The internet has become an integral part of children and young people’s lives. The increased time spent online is prompting questions about whether they are in control of their internet usage. The low level of awareness of cyber threats and their potential impact is a serious issue that translates into the proliferation of incidents due to human mistakes. 51% of EU citizens feel not at all or not well informed about cyber threats and 86% of Europeans believe that the risk of becoming a victim of cybercrime is rapidly increasing. On the other hand, law enforcement agencies have noted that more and more teenagers and young people are increasingly committing cybercrimes. This is an international problem with considerable cost implications; it is estimated that crimes in cyberspace cost global economy $445B annually (CSIS report, 2014 in 20181).
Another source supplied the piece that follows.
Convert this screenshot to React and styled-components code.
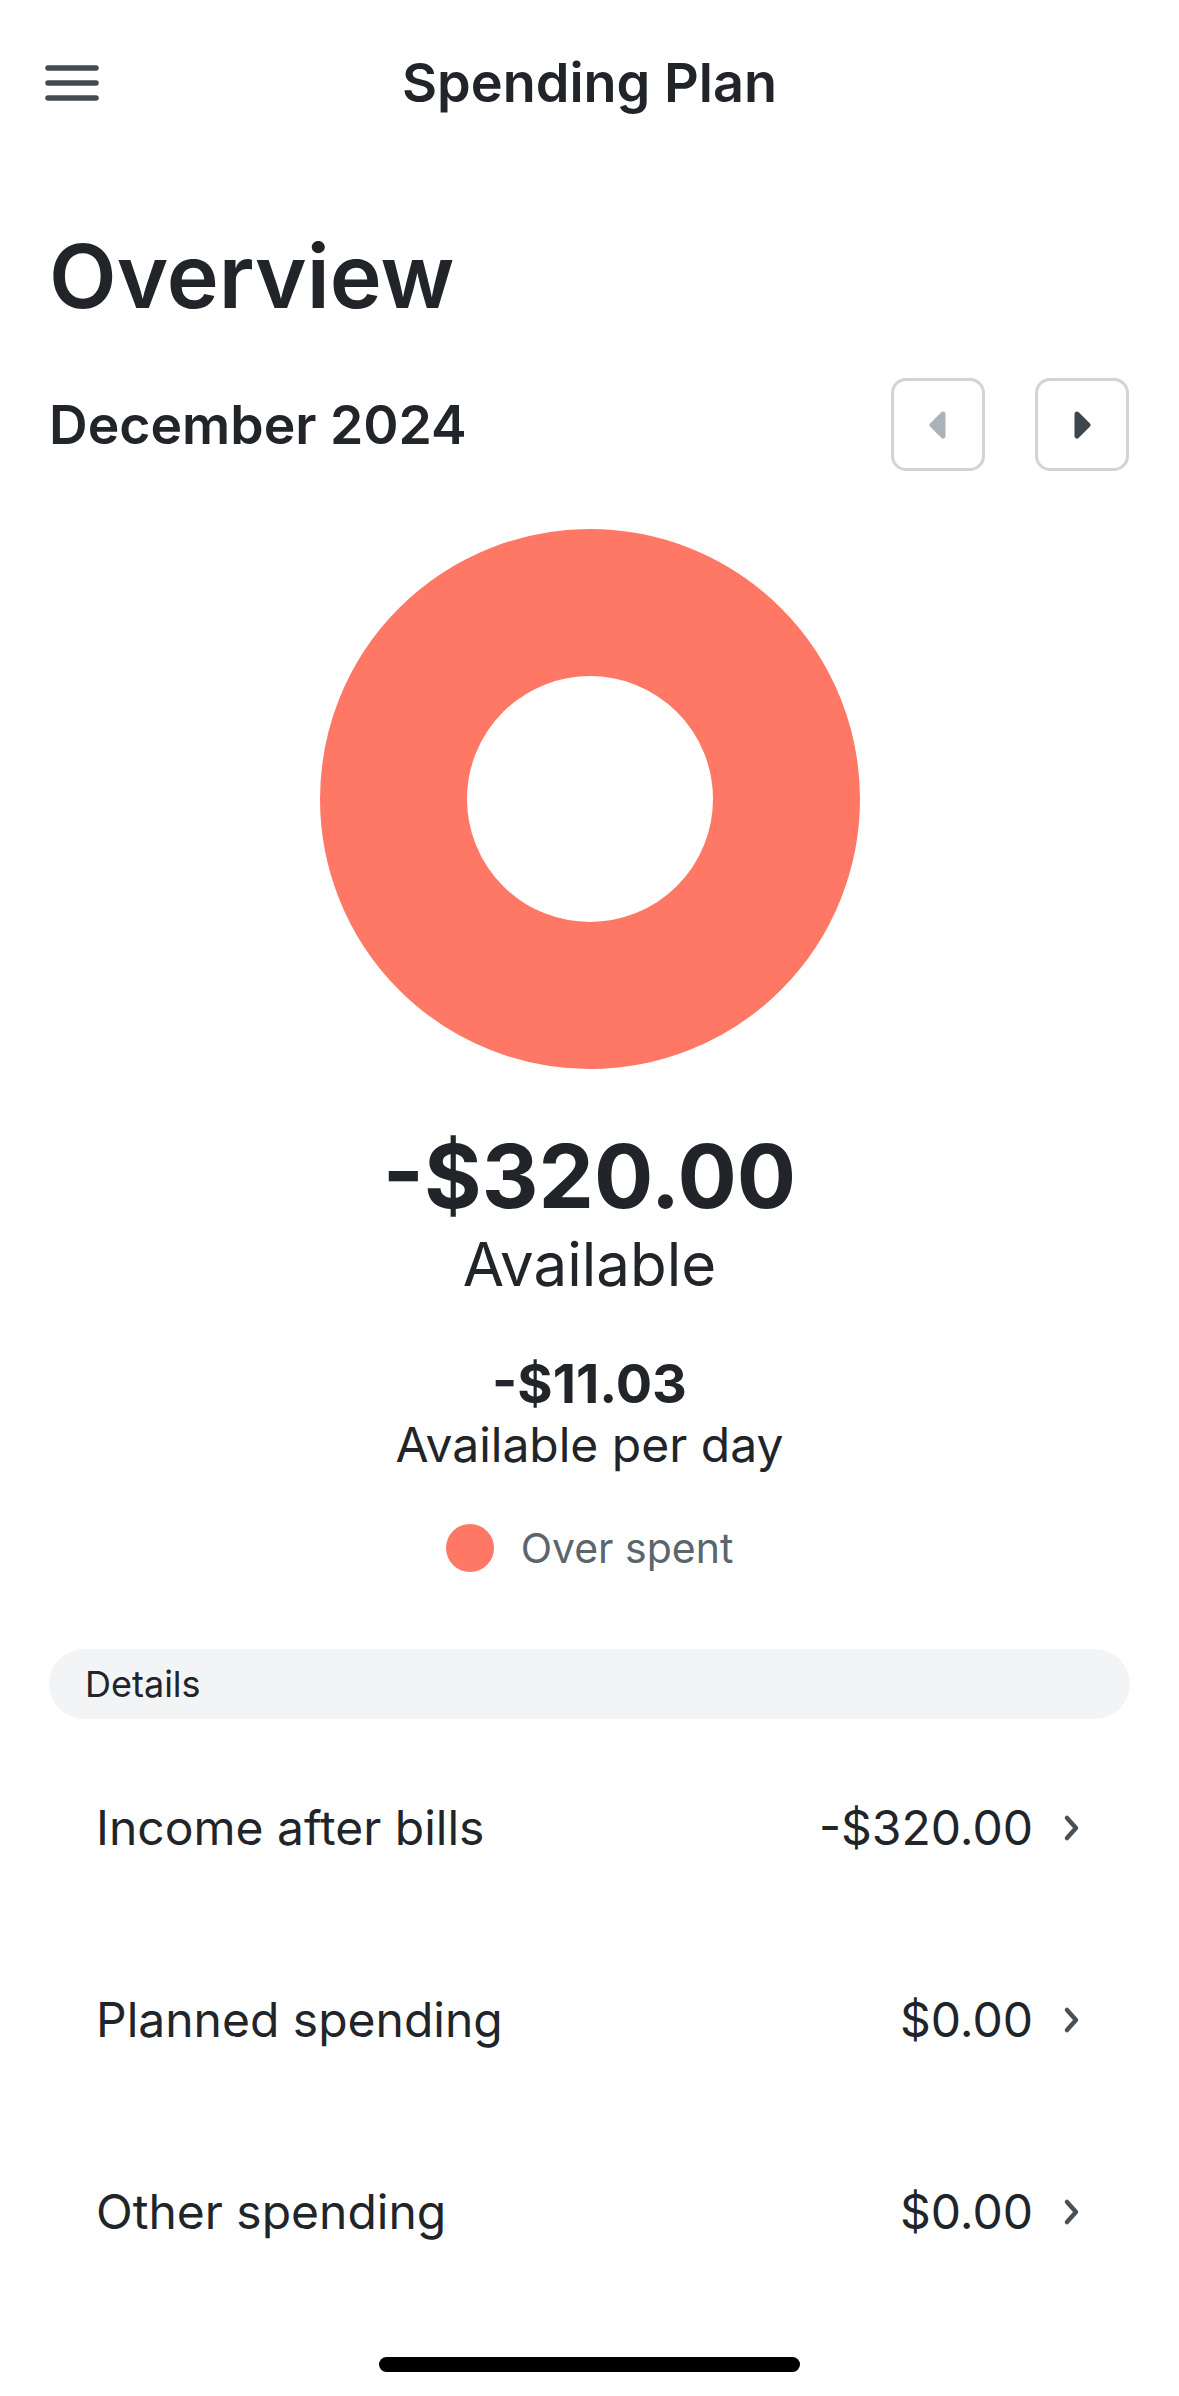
import React from "react";
import styled, { createGlobalStyle } from "styled-components";

const GlobalStyle = createGlobalStyle`
  html, body { margin: 0; padding: 0; background: #ffffff; }
  body { font-family: Inter, "Noto Sans", "Liberation Sans", sans-serif; color: #212529; }
  * { box-sizing: border-box; }
`;

const Page = styled.div`
  width: 1179px;
  min-height: 2396px;
  display: flex;
  flex-direction: column;
  background: #ffffff;
`;

const Header = styled.header`
  height: 165px;
  display: grid;
  grid-template-columns: 1fr auto 1fr;
  align-items: center;
  padding: 0 45px;
`;

const MenuButton = styled.button`
  justify-self: start;
  display: flex;
  align-items: center;
  justify-content: center;
  padding: 0;
  border: 0;
  background: none;
  width: 54px;
  height: 36px;
`;

const Title = styled.h1`
  margin: 0;
  font-size: 54px;
  font-weight: 600;
  line-height: 66px;
  color: #212529;
`;

const Content = styled.main`
  display: flex;
  flex-direction: column;
  padding: 0 49px;
`;

const PageHeading = styled.h2`
  margin: 58px 0 0;
  font-size: 88px;
  font-weight: 600;
  line-height: 106px;
  color: #212529;
`;

const MonthRow = styled.div`
  margin-top: 49px;
  height: 93px;
  display: flex;
  align-items: center;
  justify-content: space-between;
`;

const Month = styled.div`
  font-size: 53.5px;
  font-weight: 600;
  line-height: 62px;
  color: #212529;
`;

const NavGroup = styled.div`
  display: flex;
  gap: 50px;
  padding-right: 1px;
`;

const NavButton = styled.button`
  width: 94px;
  height: 93px;
  border: 3px solid #cfd4d7;
  border-radius: 15px;
  background: #ffffff;
  display: flex;
  align-items: center;
  justify-content: center;
  padding: 0;
`;

const ChartWrap = styled.div`
  margin-top: 57px;
  display: flex;
  justify-content: center;
`;

const Summary = styled.div`
  display: flex;
  flex-direction: column;
  align-items: center;
  text-align: center;
`;

const BigAmount = styled.div`
  margin-top: 54px;
  font-size: 88px;
  font-weight: 700;
  line-height: 104px;
  color: #212529;
`;

const BigLabel = styled.div`
  font-size: 60px;
  font-weight: 400;
  line-height: 72px;
  color: #212529;
`;

const DayAmount = styled.div`
  margin-top: 52px;
  font-size: 54px;
  font-weight: 700;
  line-height: 63px;
  color: #212529;
`;

const DayLabel = styled.div`
  font-size: 48px;
  font-weight: 400;
  line-height: 60px;
  color: #212529;
`;

const Legend = styled.div`
  margin-top: 49px;
  display: flex;
  align-items: center;
  justify-content: center;
  gap: 27px;
`;

const Dot = styled.span`
  width: 48px;
  height: 48px;
  border-radius: 50%;
  background: ${(p) => p.$color};
`;

const LegendText = styled.span`
  font-size: 41px;
  line-height: 48px;
  color: #5b656c;
`;

const SectionBar = styled.div`
  margin-top: 77px;
  height: 70px;
  border-radius: 35px;
  background: #f3f4f6;
  display: flex;
  align-items: center;
  padding-left: 36px;
  font-size: 36px;
  color: #212529;
`;

const List = styled.div`
  margin-top: 13px;
  display: flex;
  flex-direction: column;
`;

const Row = styled.div`
  height: 192px;
  display: flex;
  align-items: center;
  padding: 0 50px 0 47px;
`;

const RowLabel = styled.span`
  flex: 1;
  font-size: 48px;
  line-height: 58px;
  color: #212529;
`;

const RowValue = styled.span`
  font-size: 48px;
  line-height: 58px;
  color: #212529;
  margin-right: 30px;
`;

const HomeIndicator = styled.div`
  margin: 49px auto 0;
  width: 421px;
  height: 15px;
  border-radius: 8px;
  background: #000000;
`;

const MenuIcon = () => (
  <svg width="54" height="36" viewBox="0 0 54 36">
    {[3, 18, 33].map((y) => (
      <line key={y} x1="3" y1={y} x2="51" y2={y} stroke="#434b52" strokeWidth="5.5" strokeLinecap="round" />
    ))}
  </svg>
);

const Caret = ({ dir, color }) => (
  <svg width="18" height="28" viewBox="0 0 18 28">
    <polygon
      points={dir === "left" ? "14,3 3,14 14,25" : "4,3 15,14 4,25"}
      fill={color}
      stroke={color}
      strokeWidth="5"
      strokeLinejoin="round"
    />
  </svg>
);

const Chevron = () => (
  <svg width="17" height="28" viewBox="0 0 17 28">
    <path d="M4 4 L13 14 L4 24" fill="none" stroke="#4a5258" strokeWidth="4.5" strokeLinecap="round" strokeLinejoin="round" />
  </svg>
);

const Donut = ({ color }) => (
  <svg width="542" height="542" viewBox="0 0 542 542">
    <circle cx="271" cy="271" r="196.5" fill="none" stroke={color} strokeWidth="147" />
  </svg>
);

const rows = [
  { label: "Income after bills", value: "-$320.00" },
  { label: "Planned spending", value: "$0.00" },
  { label: "Other spending", value: "$0.00" },
];

export default function App() {
  return (
    <>
      <GlobalStyle />
      <Page>
        <Header>
          <MenuButton aria-label="Menu">
            <MenuIcon />
          </MenuButton>
          <Title>Spending Plan</Title>
          <span />
        </Header>
        <Content>
          <PageHeading>Overview</PageHeading>
          <MonthRow>
            <Month>December 2024</Month>
            <NavGroup>
              <NavButton aria-label="Previous month">
                <Caret dir="left" color="#a9b3b9" />
              </NavButton>
              <NavButton aria-label="Next month">
                <Caret dir="right" color="#3e474e" />
              </NavButton>
            </NavGroup>
          </MonthRow>
          <ChartWrap>
            <Donut color="#ff7765" />
          </ChartWrap>
          <Summary>
            <BigAmount>-$320.00</BigAmount>
            <BigLabel>Available</BigLabel>
            <DayAmount>-$11.03</DayAmount>
            <DayLabel>Available per day</DayLabel>
          </Summary>
          <Legend>
            <Dot $color="#ff7765" />
            <LegendText>Over spent</LegendText>
          </Legend>
          <SectionBar>Details</SectionBar>
          <List>
            {rows.map((r) => (
              <Row key={r.label}>
                <RowLabel>{r.label}</RowLabel>
                <RowValue>{r.value}</RowValue>
                <Chevron />
              </Row>
            ))}
          </List>
        </Content>
        <HomeIndicator />
      </Page>
    </>
  );
}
Understanding the behavioural and developmental aspects of cyber criminality is becoming increasingly important and underlies the necessity of a shift in focus from sanctions to deterrence and prevention. 

As a research project, RAYUELA brings together law enforcement agencies (LEAs), sociologists, psychologists, anthropologists, legal experts, computer scientists and engineers to develop novel methodologies that allow for a better understanding of the factors affecting online behaviour and particularly new ways of cyber criminality, as well as promoting the potential to act and behave young talents in the areas of cybersecurity and technologies. 

RAYUELA’s main goal is to better understand the drivers and human factors leading to relevant ways of cyber criminality, as well as empower and educate young people (children and teenagers primarily) in the benefits, risks and threats intrinsically linked to the use of the Internet by playing (gaming), thus preventing and mitigating cybercriminal behaviour. 

The Acronym of the project “Empowering and education young people for the internet by playing” was given the title RAYUELA, a Spanish word meaning Hopscotch in English. 

“Hopscotch (rayuela) is played with a pebble that you move with the tip of your toe. The things you need: a sidewalk, a pebble, a toe, and a pretty chalk drawing, preferably in colours. On top is Heaven, on the bottom is Earth, it’s very hard to get the pebble up to Heaven, you almost always miscalculate and the stone goes off the drawing. But little by little you start to get the knack of how to jump over the different squares and then one day you learn how to leave Earth and make the pebble climb up into Heaven” 

Julio Cortázar, Rayuela, 1963 

So, the Heaven of our Rayuela project is none other than contributing to make the Internet a safer and better place for children.